For the love of country: freedom is not free
By Mayor Kelvyn Cullimore, Jr.
     The summer months are a time when celebration of our freedoms is at the forefront.  On Memorial Day we remember not only family members who have passed on, but more particularly those who served in our armed forces.  Flag Day in June allows us to patriotically display the Stars and Stripes as the emblem of freedom.  Independence Day is the pinnacle of patriotic celebration when we remember the birth of our nation and the sacrifices required to establish it.  Shortly thereafter we celebrate Pioneer Day, commemorating the establishment of the State of Utah by early pioneers.  Summer truly is a time to reflect on the special freedoms we enjoy as citizens of the United States of America and the State of Utah. 

     While visiting the countries of Jordan, Israel and Egypt recently, my wife and I became even more profoundly grateful for the freedoms we enjoy here and the relative peace that permeates our existence.  While there is always room for improvement and positive change, you need not travel far to understand how blessed we are as a nation and a people - problems and all.  With all her flaws, America is still the land of the free and the home of the brave - the greatest nation on earth.

     About 10 years ago Laurie and I visited the country of Myanmar (Burma) where my parents were doing humanitarian work. One evening we had a dinner with high-ranking government officials.  We sat with a man who was living a life of privilege among a very oppressed people.  Yet, all he could talk about was the United States.  I finally asked him why he was so curious about the USA when he was living such a privileged life in Myanmar and wanted for nothing.  His response was that every government official in that room would surrender his "life of privilege" for the opportunity to take his family to the United States.  I was quickly reminded that many of the freedoms I take for granted are coveted even by ranking officials of foreign nations. 

     In Washington D.C., my wife and I visited many of the monuments honoring those who have fought for our freedoms throughout history.  At the Korean War Memorial is found this inscription: "Freedom is not free."  No truer words were ever inscribed.  I was humbled as I visited the various memorials.  The Lincoln Memorial commemorated not only Lincoln, the great president, but the more than 650,000 lives lost in the civil war.  World War II claimed more than 420,000 lives.  Fifty-seven thousand people gave their lives in the Korean War and approximately the same number was lost in the Vietnam War.  Lives have continued to be lost in military actions in the Gulf War and Afghanistan.  During my term as mayor, I know of two Cottonwood Heights families who have lost sons fighting for this country.  Any such loss is painful and personal despite the nobility of the cause. 

     The lives lost are only part of the story.  Equal numbers of service personnel were injured in each war.  Family members of the killed and injured were also affected, some feeling the effects for generations.   Indeed, freedom is not free.  Literally millions have suffered and sacrificed fighting for our freedoms.  To those who have served in the military, who have lost loved ones in the fight for freedom, who have experienced firsthand the physical or mental ravages of war on family members, we say thank you.  But an expression of gratitude seems insufficient.  

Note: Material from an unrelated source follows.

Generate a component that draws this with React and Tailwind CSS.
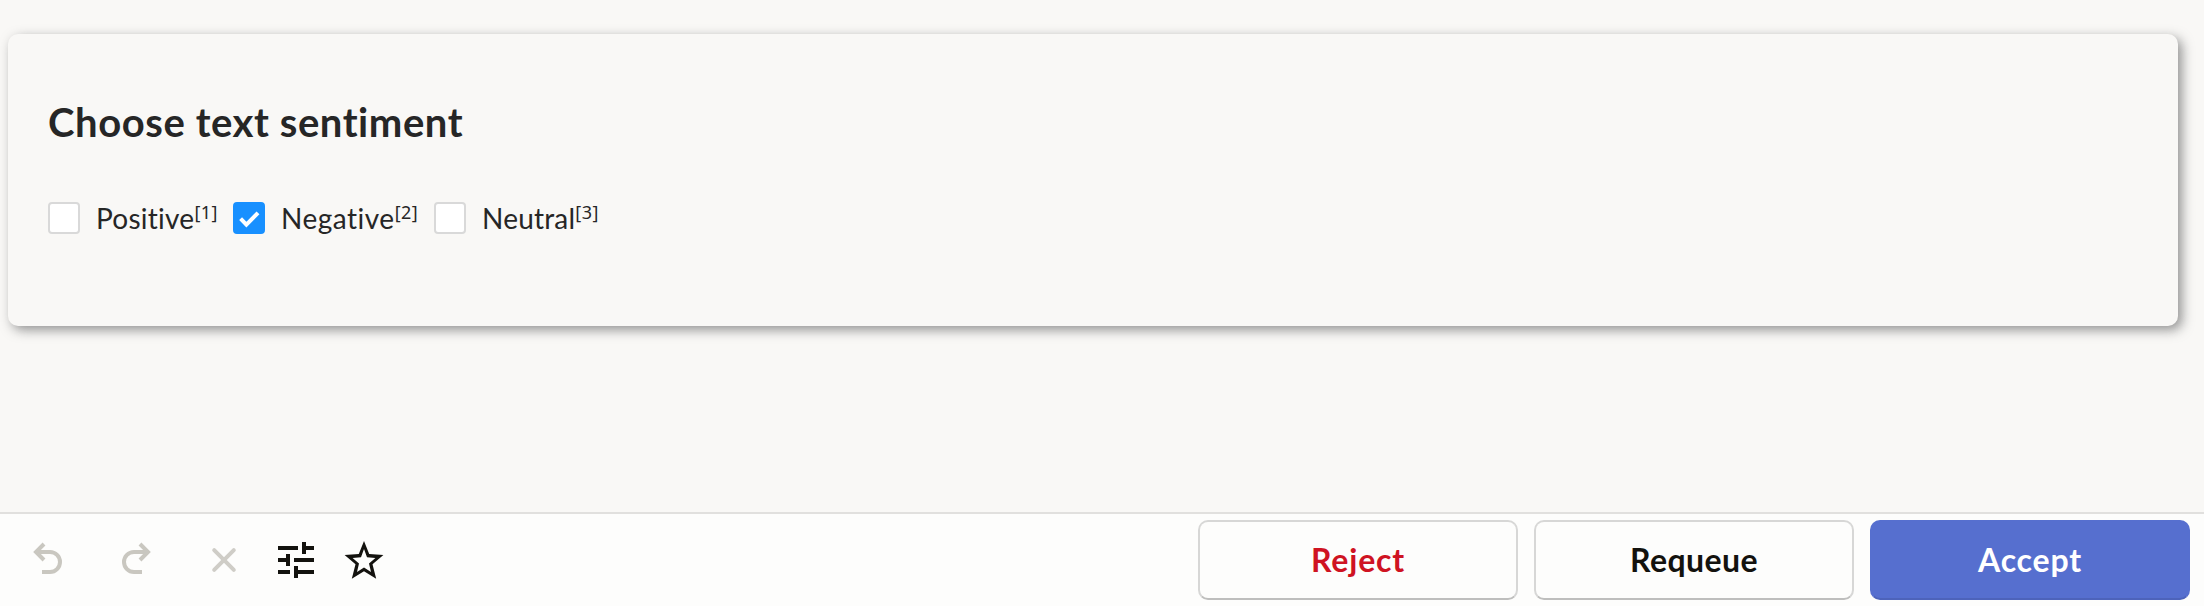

     How can we show our love of country and community?  Let me make a few simple recommendations. 

     As maddening, inconvenient or uninteresting as it may seem, be an active participant in the political process.  Never miss an opportunity to exercise your right to vote whether it be for the local school board or for President of the United States.  And be an informed voter.    

     Take pride in your community (an expected piece of advice from the mayor).  Participate in neighborhood and community activities.  Get to know your neighbors and build the bonds of community and friendship.  Consider volunteering to help with community activities or agencies that serve the community. 

     Be patriotic.  Some may feel patriotism is an artifact of the past illustrated in a Norman Rockwell painting.  Patriotism is not something we show only after an event like 9/11. It should be part of our everyday life.  Salute and display the flag.  Study history.  Teach our children and grandchildren about patriotism.  

     Our freedoms are precious and won at a great price.   We must not take those freedoms for granted or they will ultimately be lost.  It will require each of us to do our part.  As we celebrate the birth of our country and the freedoms we value, I hope we will all recognize how fortunate we are. Let’s do our part to build our communities and express gratitude for those who made, and still make, our freedoms possible by their sacrifices.